Clement emphasizes that it’s not only poorly adjusted rear derailleurs that end up in the spokes. In a muddy race, even the perfectly adjusted rear derailleurs can end up in pieces due to the following conditions:
- bent derailleur hanger or cage due to a crash or collision
- mud or debris accumulates on the pulley cage, catching the spokes
- mud or debris accumulates on the spokes, catching the cage
- mud weighs down the rear derailleur, bending it into the spokes
Any of these situations can mean a broken derailleur, damaged wheel, ruined race, and expensive repairs.
What’s so special about the lockring? Besides being alloy and colorful, it’s actually just larger in diameter, and is included assuming you’re replacing the 11t cog and stuck with a small, 11-tooth compatible lockring and need a larger lockring to hold your 12-tooth cog in place. If you’ve got a bunch of old cassettes around, chances are you don’t actually need the HOUP lockring, but it’s a light alloy and red and included with the spacer.
It doesn’t take a genius to realize that with a bunch of spare parts around, a DIYer could create this setup himself, and some of us do something similar to use 11-speed cassettes on 10-speed wheels, but Gevenalle makes it easy by getting the spacing right, saving you a few grams in the process, and making it easy.

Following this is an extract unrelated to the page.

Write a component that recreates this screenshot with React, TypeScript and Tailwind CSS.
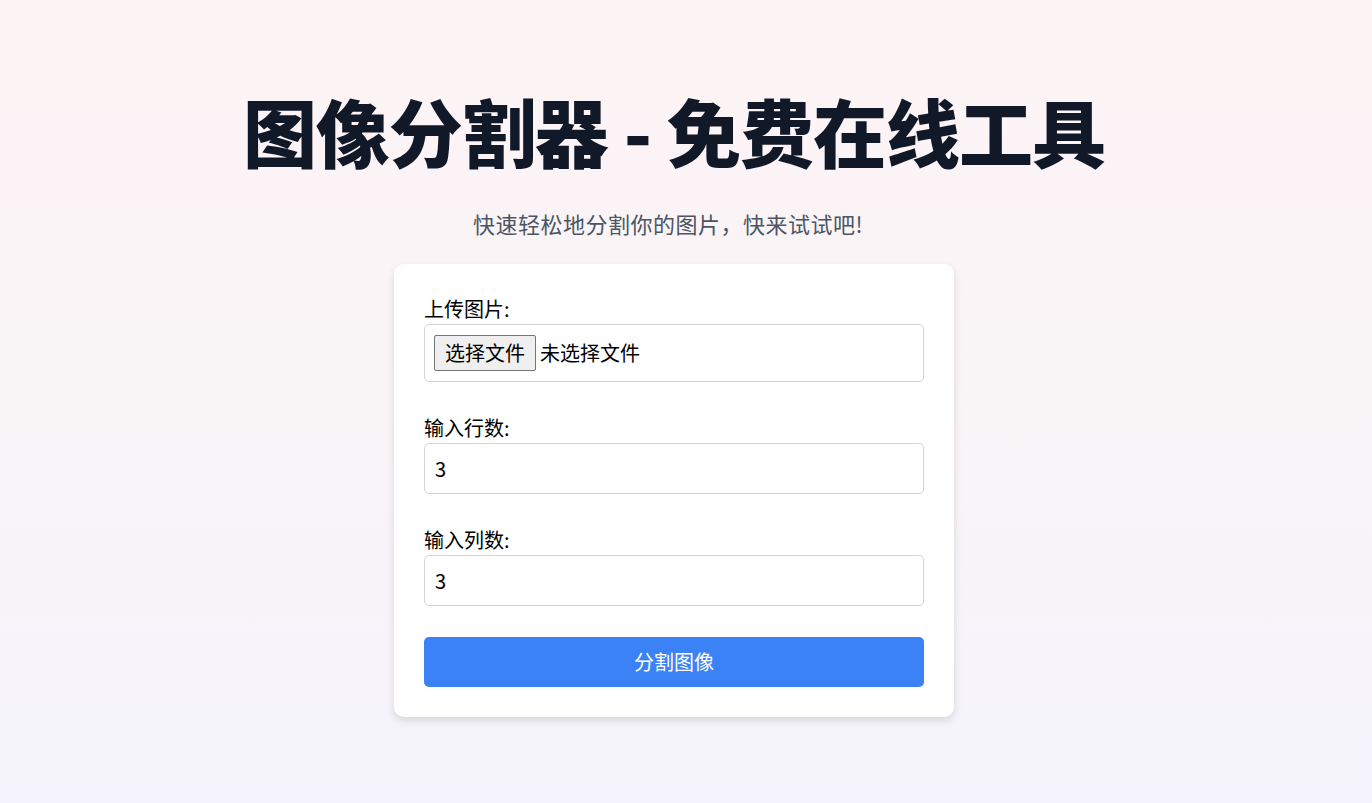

The HOUP should also appeal to weight weenies, especially when the titanium cogs are available:
- 5700 standard cassette 11-28 = 250g
- 6700 standard cassette 11-28 = 234g
- 5700 with HOUP = 237g
- 6700 with HOUP = 229g
- 5700 with HOUP Ti = 195g
- 6700 with HOUP Ti = 192g
The company also now has colored shifter pods for its CX1 shifters, while CX2 still come in Red and Grey. Match your Industry 9 or Chris King hubs and add some bling to your bike.
Annodized colors for CX1 shifters, to match your fancy hubs, or your 90s mtb components.